[Begin Task data]
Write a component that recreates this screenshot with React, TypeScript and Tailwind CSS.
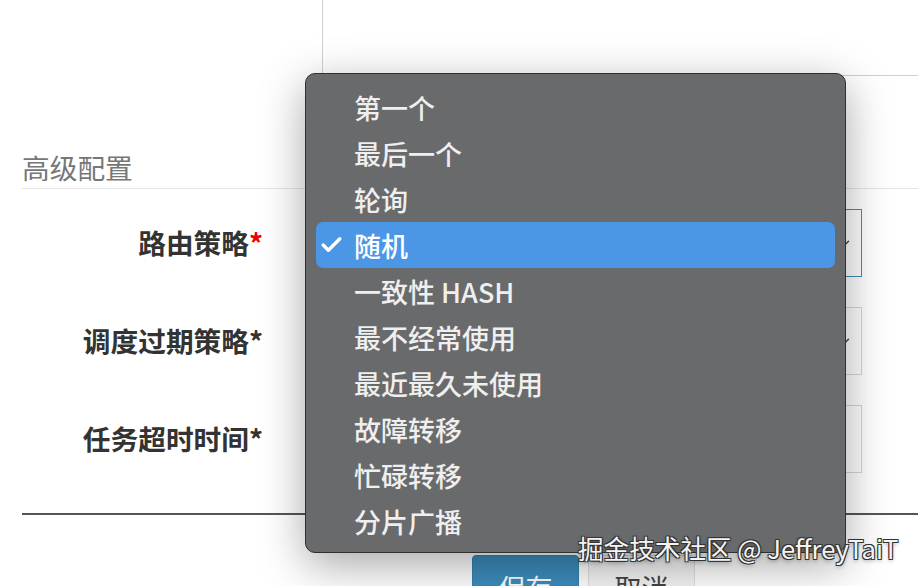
import { Check, ChevronDown } from 'lucide-react'

const options = [
  '第一个',
  '最后一个',
  '轮询',
  '随机',
  '一致性 HASH',
  '最不经常使用',
  '最近最久未使用',
  '故障转移',
  '忙碌转移',
  '分片广播',
]

const selected = '随机'

interface FieldRowProps {
  label: string
  requiredRed?: boolean
  focused?: boolean
  chevron?: boolean
}

function FieldRow({ label, requiredRed, focused, chevron }: FieldRowProps) {
  return (
    <div className="flex h-[68px] items-center">
      <label className="w-[263px] text-right text-[27.7px] font-bold leading-none text-[#333]">
        {label}
        <span className={requiredRed ? 'text-[#e00]' : 'text-[#333]'}>*</span>
      </label>
      <div
        className={`ml-[50px] flex h-[68px] w-[549px] items-center justify-end border pr-[9px] ${
          focused ? 'border-[#3c8dbc]' : 'border-[#d2d6de]'
        }`}
      >
        {chevron && <ChevronDown size={14} strokeWidth={2.5} className="text-[#444]" />}
      </div>
    </div>
  )
}

export default function App() {
  return (
    <div className="relative h-[586px] w-[918px] overflow-hidden bg-white font-['Noto_Sans_CJK_SC','Noto_Sans',sans-serif]">
      {/* textarea remnant */}
      <div className="flex h-[76px]">
        <div className="w-[322px]" />
        <div className="flex-1 border-b border-l border-[#cfcfcf]" />
      </div>

      {/* section header */}
      <div className="ml-[22px] mt-[72px] border-b border-[#e5e5e5] pb-[2px] text-[27.7px] leading-[38px] text-[#777]">
        高级配置
      </div>

      {/* form rows */}
      <div className="mt-[20px] flex flex-col gap-[30px]">
        <FieldRow label="路由策略" requiredRed focused chevron />
        <FieldRow label="调度过期策略" chevron />
        <FieldRow label="任务超时时间" />
      </div>

      {/* footer */}
      <div className="ml-[22px] mt-[40px] h-[2px] bg-[#555]" />
      <div className="mt-[40px] flex gap-[9px] pl-[472px]">
        <button className="flex h-[66px] w-[107px] items-center justify-center rounded-[4px] border border-[#367fa9] bg-[#3c8dbc] text-[27px] text-white">
          保存
        </button>
        <button className="flex h-[66px] w-[107px] items-center justify-center rounded-[4px] border border-[#ddd] bg-[#f4f4f4] text-[27px] text-[#444]">
          取消
        </button>
      </div>

      {/* open select menu */}
      <div className="absolute left-[305px] top-[73px] h-[480px] w-[541px] rounded-[10px] border border-[#2f3030] bg-[#696a6c] px-[10px] pb-[8px] pt-[10px] shadow-[0_12px_45px_rgba(0,0,0,0.35)]">
        {options.map((opt) => {
          const active = opt === selected
          return (
            <div
              key={opt}
              className={`flex h-[46px] items-center rounded-[7px] pl-[38px] text-[27px] font-medium leading-none text-[#efefef] ${
                active ? 'relative bg-[#4b97e5] text-white' : ''
              }`}
            >
              {active && (
                <Check
                  size={25}
                  strokeWidth={3.2}
                  className="absolute left-[3px] top-1/2 -translate-y-1/2 text-white"
                />
              )}
              {opt}
            </div>
          )
        })}
      </div>

      {/* watermark */}
      <div className="absolute left-[578px] top-[535px] whitespace-nowrap text-[25.6px] leading-none text-[#f4f4f4] [text-shadow:-1px_-1px_0_#333,1px_-1px_0_#333,-1px_1px_0_#333,1px_1px_0_#333,0_2px_4px_rgba(0,0,0,0.4)]">
        掘金技术社区 @ JeffreyTaiT
      </div>
    </div>
  )
}
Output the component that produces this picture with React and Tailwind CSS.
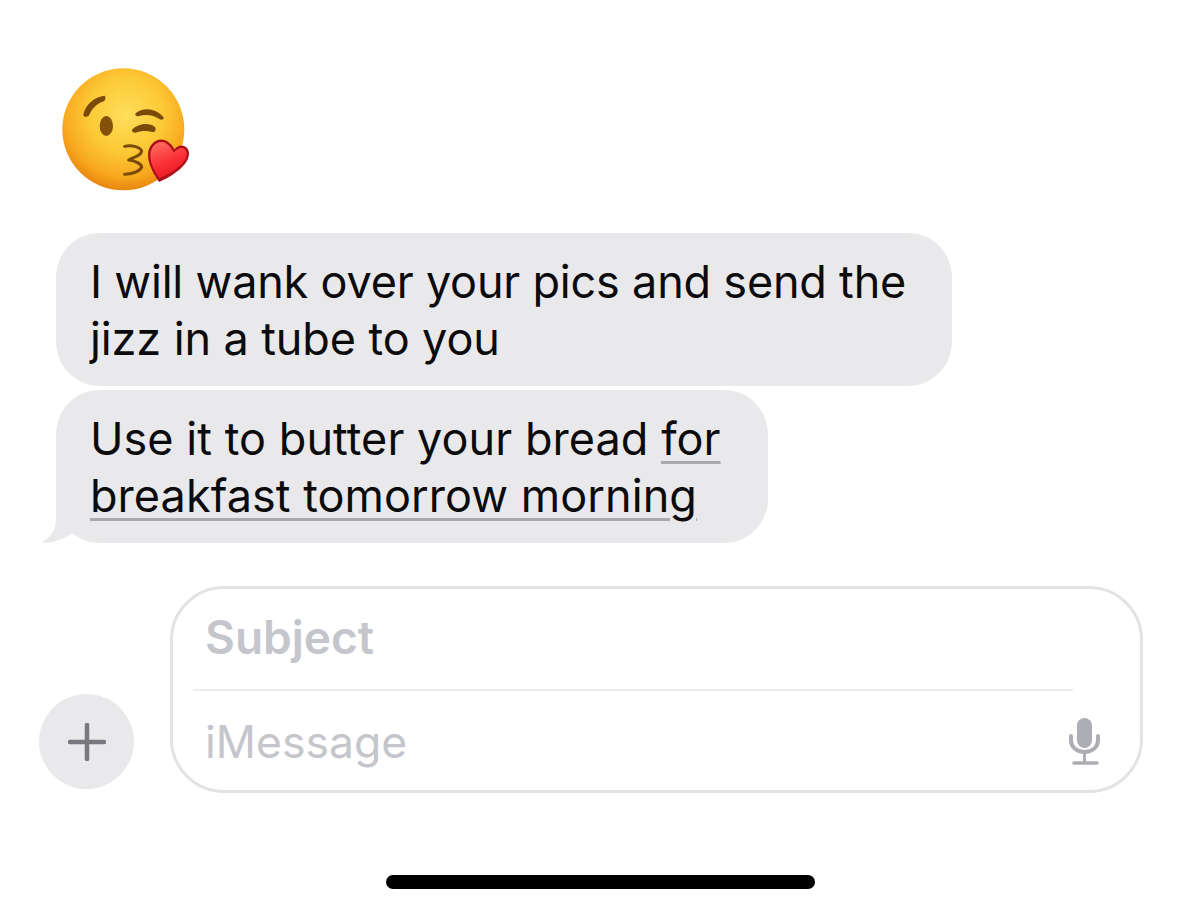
const font = { fontFamily: '"Inter", "Liberation Sans", sans-serif' };

function Emoji() {
  return (
    <svg width="170" height="150" viewBox="0 0 510 450" className="block">
      <defs>
        <radialGradient id="face" cx="0.52" cy="0.38" r="0.62">
          <stop offset="0" stopColor="#fede5c" />
          <stop offset="0.5" stopColor="#fcc935" />
          <stop offset="0.82" stopColor="#f8a81e" />
          <stop offset="1" stopColor="#e8860f" />
        </radialGradient>
        <linearGradient id="heart" x1="0.3" y1="0" x2="0.7" y2="1">
          <stop offset="0" stopColor="#ff6a5c" />
          <stop offset="0.5" stopColor="#fb3238" />
          <stop offset="1" stopColor="#e8141f" />
        </linearGradient>
      </defs>
      <circle cx="250" cy="238" r="183" fill="url(#face)" />
      <path d="M130 194C136 164 163 140 194 137C199 144 196 152 188 155C170 161 156 175 148 194C142 202 131 202 130 194Z" fill="#7a4a08" />
      <ellipse cx="199" cy="228" rx="20" ry="30" fill="#84500a" />
      <path d="M287 190C310 170 348 174 371 202C372 210 364 211 358 207C340 195 316 191 295 199C287 200 284 194 287 190Z" fill="#7a4a08" />
      <path d="M277 238C295 220 328 216 345 231C350 240 345 248 336 246C320 241 301 243 287 248C278 249 274 243 277 238Z" fill="#7a4a08" />
      <path d="M254 289C274 284 298 290 305 303C305 316 280 322 266 330C285 332 305 342 305 352C298 365 275 373 254 373" fill="none" stroke="#7a4a08" strokeWidth="9" strokeLinecap="round" strokeLinejoin="round" />
      <path d="M357 396C344 376 324 345 324 315C324 284 350 262 373 270C391 276 399 290 403 298C413 287 430 281 442 295C452 308 446 329 434 343C417 364 386 384 357 396Z" fill="#ab0f18" />
      <path d="M358 384C346 368 331 342 331 315C331 290 352 271 371 277C388 283 395 297 401 308C412 296 426 289 436 299C445 310 439 327 428 339C412 358 384 375 358 384Z" fill="url(#heart)" />
    </svg>
  );
}

function Mic() {
  return (
    <svg width="32" height="48" viewBox="0 0 32 48" className="block" fill="none">
      <rect x="9" y="0" width="15" height="30" rx="7.5" fill="#adaeb3" />
      <path d="M3 18V22C3 29.5 9 34 16.5 34C24 34 30 29.5 30 22V18" stroke="#adaeb3" strokeWidth="4" strokeLinecap="round" />
      <path d="M16.5 34V44" stroke="#adaeb3" strokeWidth="3" />
      <path d="M6 45H29" stroke="#adaeb3" strokeWidth="3.5" strokeLinecap="round" />
    </svg>
  );
}

const link = "underline decoration-[#a9a9ae] decoration-[length:3px] underline-offset-[6px]";

export default function App() {
  return (
    <div className="w-[1200px] h-[911px] bg-white overflow-hidden pt-[50px] flex flex-col" style={font}>
      <div className="ml-[40px] h-[150px]">
        <Emoji />
      </div>

      <div className="mt-[33px] ml-[56px] flex flex-col items-start gap-1 text-[45px] leading-[56.5px] text-[#0b0b0d] tracking-[-0.2px]">
        <div className="w-[896px] h-[153px] rounded-[44px] bg-[#e9e9eb] pl-[34px] pt-[21px]">
          I will wank over your pics and send the
          <br />
          <span className="tracking-[-0.1px]">jizz in a tube to you</span>
        </div>
        <div className="relative w-[712px] h-[153px] rounded-[44px] bg-[#e9e9eb] pl-[34px] pt-[21px] tracking-[0.05px]">
          <svg className="absolute left-[-15px] bottom-0" width="50" height="50" viewBox="0 0 50 50">
            <path d="M15 0L15 26C15 36 10 45 0 49.5C12 50.5 24 46 31 40L50 20V0Z" fill="#e9e9eb" />
          </svg>
          <span className="relative">
            Use it to butter your bread <span className={link}>for</span>
            <br />
            <span className={link}>breakfast tomorrow morning</span>
          </span>
        </div>
      </div>

      <div className="mt-[43px] flex items-end pl-[39px]">
        <div className="w-[95px] h-[95px] mb-[4px] rounded-full bg-[#e9e9eb] flex items-center justify-center">
          <svg width="38" height="38" viewBox="0 0 38 38" fill="none">
            <path d="M19 2V36M2 19H36" stroke="#78787e" strokeWidth="4.5" strokeLinecap="round" />
          </svg>
        </div>
        <div className="ml-[36px] w-[973px] h-[207px] rounded-[54px] border-[3px] border-[#e3e3e5] flex flex-col">
          <div className="h-[100px] pl-[32px] pb-[4px] flex items-center text-[46px] font-semibold text-[#c5c6cb]">
            Subject
          </div>
          <div className="ml-[20px] w-[880px] h-[2px] bg-[#ededef]" />
          <div className="flex-1 pl-[32px] pr-[40px] flex items-center justify-between text-[44.5px] text-[#c5c6cb]">
            <span className="mt-[4px]">iMessage</span>
            <span className="mt-[2px]">
              <Mic />
            </span>
          </div>
        </div>
      </div>

      <div className="mt-[82px] ml-[386px] w-[429px] h-[14px] rounded-full bg-black" />
    </div>
  );
}
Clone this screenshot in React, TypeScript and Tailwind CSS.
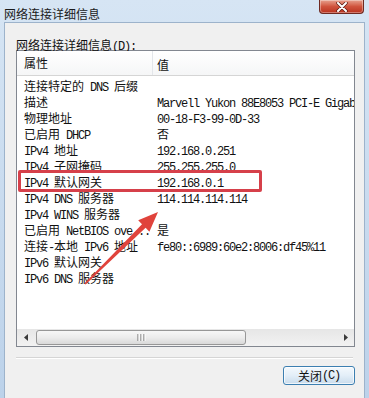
import React from "react"

// splits a label into latin / cjk runs so latin gets the narrow 6px mono advance
function Mixed({ text }: { text: string }) {
  const parts = text.match(/[\x00-\x7f]+|[^\x00-\x7f]+/g) ?? []
  return (
    <>
      {parts.map((p, i) =>
        /^[\x00-\x7f]/.test(p) ? (
          <span key={i} className="font-['Liberation_Mono',monospace] text-[12px] leading-[14px] tracking-[-1.2px] whitespace-pre">
            {p}
          </span>
        ) : (
          <span key={i} className="font-['Noto_Sans_CJK_SC',sans-serif] text-[12px] leading-[14px]">
            {p}
          </span>
        )
      )}
    </>
  )
}

const rows: [string, string][] = [
  ["连接特定的 DNS 后缀", ""],
  ["描述", "Marvell Yukon 88E8053 PCI-E Gigab"],
  ["物理地址", "00-18-F3-99-0D-33"],
  ["已启用 DHCP", "否"],
  ["IPv4 地址", "192.168.0.251"],
  ["IPv4 子网掩码", "255.255.255.0"],
  ["IPv4 默认网关", "192.168.0.1"],
  ["IPv4 DNS 服务器", "114.114.114.114"],
  ["IPv4 WINS 服务器", ""],
  ["已启用 NetBIOS ove...", "是"],
  ["连接-本地 IPv6 地址", "fe80::6989:60e2:8006:df45%11"],
  ["IPv6 默认网关", ""],
  ["IPv6 DNS 服务器", ""],
]

export default function App() {
  return (
    <div className="relative w-[369px] h-[398px] overflow-hidden bg-gradient-to-b from-[#d6e5f4] to-[#bcd2ea] text-[#111] font-['Noto_Sans_CJK_SC',sans-serif]">
      {/* Title bar */}
      <div className="h-[22px] flex items-start">
        <div className="pl-[4px] pt-[5px] leading-[14px] text-[#1b1b1b]">
          <Mixed text="网络连接详细信息" />
        </div>
        <div className="ml-auto mr-[5px] w-[45px] h-[14px] rounded-b-[4px] border border-t-0 border-[#6e2a22] bg-gradient-to-b from-[#e6a08e] via-[#d0533d] to-[#b8321f] flex items-center justify-center shadow-[inset_0_0_0_1px_rgba(255,255,255,0.35)]">
          <svg width="12" height="10" viewBox="0 0 12 10">
            <path d="M2 1 L10 9 M10 1 L2 9" stroke="#5a1a12" strokeWidth="3.4" strokeLinecap="round" />
            <path d="M2 1 L10 9 M10 1 L2 9" stroke="#ffffff" strokeWidth="2" strokeLinecap="round" />
          </svg>
        </div>
      </div>

      {/* Client area */}
      <div className="mx-[4px] h-[376px] border border-b-0 border-[#9db3cb] bg-[#f0f0f0] pl-[11px] pt-[13px]">
        <div className="h-[14px] leading-[14px] whitespace-nowrap">
          <Mixed text="网络连接详细信息(D):" />
        </div>

        {/* List view */}
        <div className="w-[339px] h-[297px] border border-[#828790] bg-white flex flex-col overflow-hidden">
          <div className="h-[25px] shrink-0 flex items-center border-b border-[#d5d5d5] bg-gradient-to-b from-white to-[#f5f6f7]">
            <div className="w-[135px] pl-[7px] self-stretch flex items-center">
              <Mixed text="属性" />
            </div>
            <div className="w-px self-stretch bg-[#e3e6ea]" />
            <div className="pl-[4px]">
              <Mixed text="值" />
            </div>
          </div>

          {rows.map(([k, v]) => (
            <div key={k} className="h-[16px] flex items-center shrink-0 whitespace-nowrap">
              <div className="w-[140px] shrink-0 pl-[7px]">
                <Mixed text={k} />
              </div>
              <div className="shrink-0">
                <Mixed text={v} />
              </div>
            </div>
          ))}

          <div className="flex-1" />

          {/* Horizontal scrollbar */}
          <div className="h-[17px] shrink-0 flex items-center bg-gradient-to-b from-[#e6e6e6] to-[#f2f2f2]">
            <div className="w-[17px] h-full flex items-center justify-center">
              <svg width="4" height="7" viewBox="0 0 4 7">
                <path d="M4 0 L0 3.5 L4 7 Z" fill="#3a3a3a" />
              </svg>
            </div>
            <div className="ml-[2px] w-[210px] h-[15px] rounded-[3px] border border-[#979797] bg-gradient-to-b from-[#f7f7f7] via-[#ececec] to-[#d9d9d9] flex items-center justify-center">
              <svg width="9" height="7" viewBox="0 0 9 7">
                <path d="M1 0 V7 M4 0 V7 M7 0 V7" stroke="#6b6b6b" strokeWidth="1" />
                <path d="M2 0 V7 M5 0 V7 M8 0 V7" stroke="#ffffff" strokeWidth="1" />
              </svg>
            </div>
            <div className="ml-auto w-[17px] h-full flex items-center justify-center">
              <svg width="4" height="7" viewBox="0 0 4 7">
                <path d="M0 0 L4 3.5 L0 7 Z" fill="#3a3a3a" />
              </svg>
            </div>
          </div>
        </div>

        {/* Etched separator */}
        <div className="mt-[10px] w-[337px] border-t border-b border-t-[#d5d5d5] border-b-white" />

        {/* Close button */}
        <div className="w-[339px] mt-[7px] flex justify-end">
          <div className="w-[72px] h-[19px] rounded-[3px] border border-[#3c7fb1] bg-gradient-to-b from-[#f4f9fd] via-[#e3eef8] to-[#c9dcec] shadow-[inset_0_0_0_1px_rgba(255,255,255,0.7)] flex items-center justify-center">
            <Mixed text="关闭(C)" />
          </div>
        </div>
      </div>

      {/* Annotation: highlight box */}
      <div className="absolute left-[18px] top-[170px] w-[244px] h-[22px] border-[3px] border-[#d6404a] rounded-[2px]" />

      {/* Annotation: arrow */}
      <svg className="absolute left-0 top-0" width="369" height="398" viewBox="0 0 369 398">
        <polygon
          points="158,212 149.4,231.7 145.6,227.8 85.6,284.6 84.4,283.4 142,224.2 138.2,220.3"
          fill="#e0433c"
        />
      </svg>
    </div>
  )
}
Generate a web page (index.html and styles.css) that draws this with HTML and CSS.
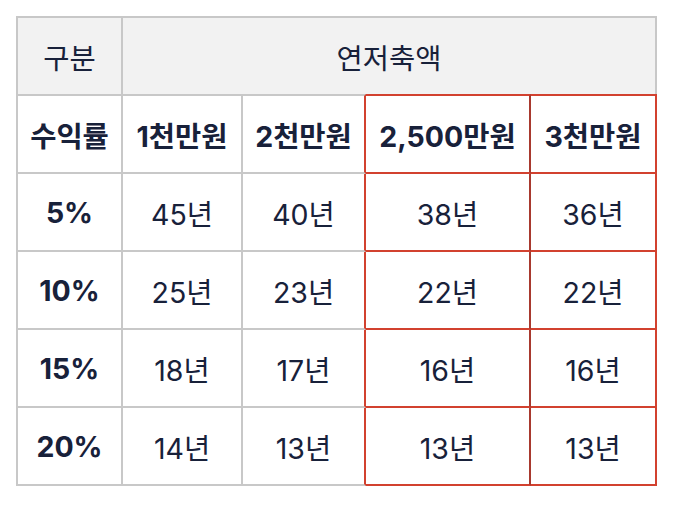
[End Task data]
List the lines of the entries that include "Tailwind".

Write a component that recreates this screenshot with React, TypeScript and Tailwind CSS.
Output the component that produces this picture with React and Tailwind CSS.
Clone this screenshot in React, TypeScript and Tailwind CSS.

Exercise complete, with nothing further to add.